An internet search confirms that at popular level Muslims do solidly believe that if any baby dies the infant goes straight to heaven forthcoming to indicate that this general belief is Quran based. The author’s search seems rather to support one polemicist in the view that, “there is not a single verse in the Quran which says all infants that die go to Paradise”. And since the “overwhelming majority of Muslims” consider hadith (supplementary writings about what Mohammed said, did or approved of) to be essential supplements to and clarifications of the Qur'an, their pronouncements on this topic, also now accessible with search engines, are notable. They seem to show that Mohammed himself did not think it possible to know the fate of dead babies (See box below).
Could it be that the learned Jesuits have seen in this question of the fate of those dying in infancy an opportunity to enter into dialogue with Islam?
Sahih Muslim, Book 033: A'isha, the mother of the believers, said that Allah's Messenger (may be upon him) was called to lead the funeral prayer of a child of the Ansar. I (A'isha ) said: Allah's Messenger, there is happiness for this child who is a bird from the birds of Paradise for it committed no sin nor has he reached the age when one can commit sin.
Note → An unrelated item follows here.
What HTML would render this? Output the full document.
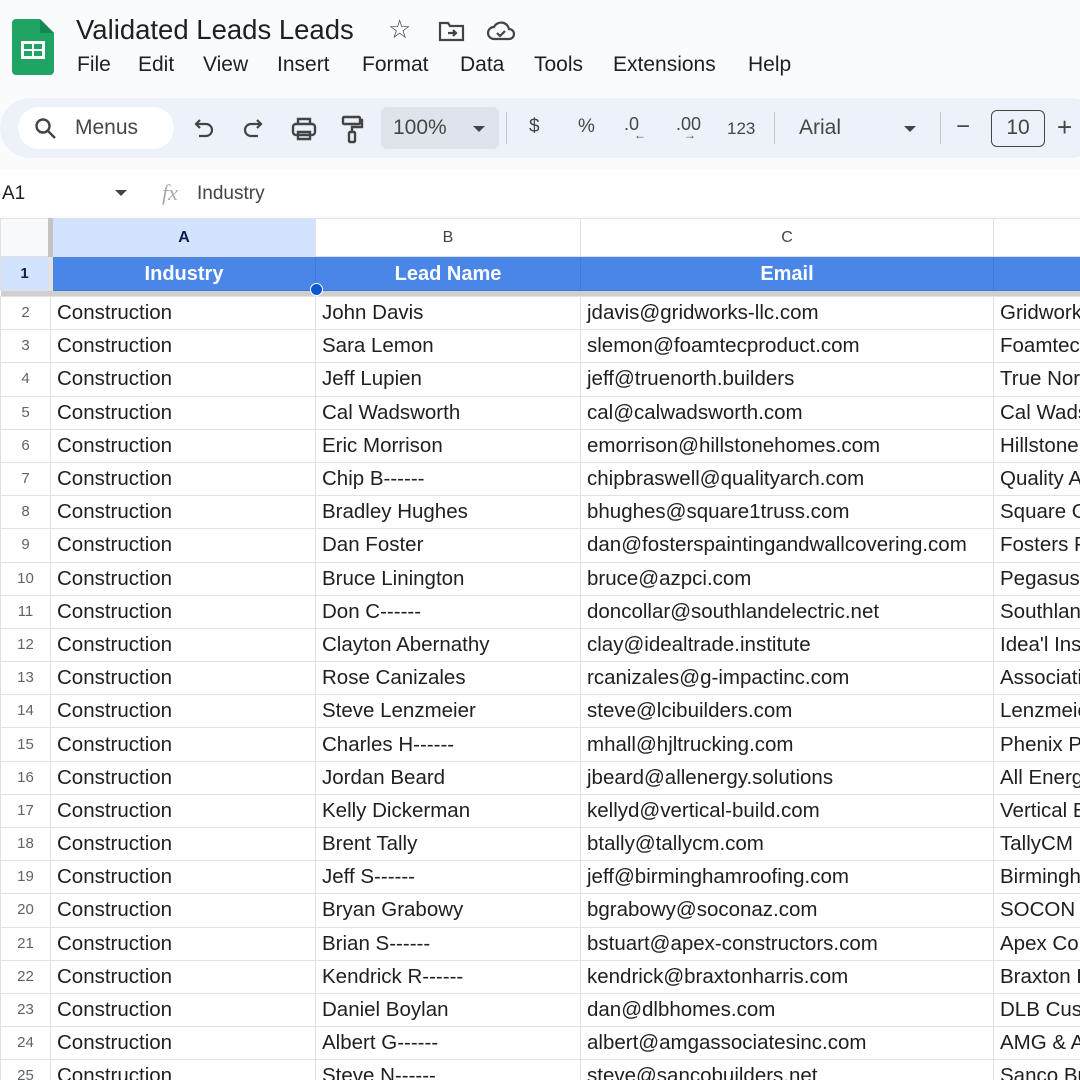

He said: ‘A’isha, per adventure, it may be otherwise, because God created for Paradise those who are fit for it while they verse yet is their fathers loins and created for Hell those who are to go to Hell. He created hem for Hell while they were yet in their father's loins.
Sahib Muslim, Book 033: Abu Huraira reported that Allah's Messenger (may peace be upon him) was asked about the children of the polytheists who die young. Thereupon Allah's Apostle (may peace be upon him) said: It is Allah Who knows what they would be doing.